Committee members responded to the presentation with a number of comments and questions. Barry Cowen TD thanked the delegation for its presentation and said that he thought that the recommendations made were reasonable asks that he would support. David Stanton TD also said that he supported the three recommendations, and described the map of the world shown in the Church in Chains Global Guide as pretty harrowing – covering as it does much of Asia and Africa. Senator Niall Ó Donnghaile said that there was real merit in the Church in Chains presentation and that the recommendations were worthy asks.
Committee chair Charlie Flanagan TD asked a number of questions about the history and operation of Church in Chains and its engagement with the Department of Foreign Affairs, the European Union and the United Nations. Senator Joe O’Reilly expressed his absolute support and solidarity to the work of Church in Chains and also referred to the vast area of the world in which Christians face persecution.

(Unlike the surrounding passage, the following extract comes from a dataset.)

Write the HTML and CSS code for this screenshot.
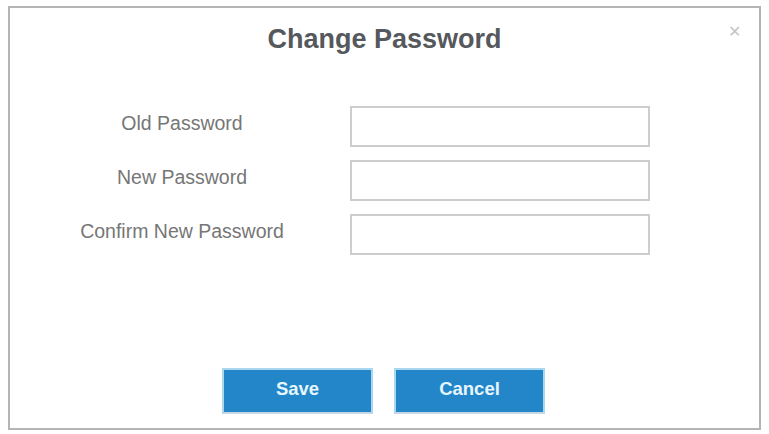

In closing remarks, Davood H.M. outlined the personal toll of persecution of Christians in Iran, saying that he could not go back to Iran to see his family because of his conversion to Christianity. He appealed to the Committee to make a stand in the name of human rights so members could say “we did our part”. Stanly Sam contrasted the freedom to go to church in Ireland with the fear that Christians in certain parts of India feel attending church because of the frequency of attacks and the lack of support from police, courts or government. Pastor Lesado Nathan said that one of the major values of democracy is to give people freedom of religion and said this is under threat in Nigeria where a recently retired state governor was filmed saying in a speech that “We have an agenda to sideline Christianity”.
Concluding the meeting, Charlie Flanagan TD thanked the Church in Chains delegation for its participation and wished the organisation well “in the “important work that you do”.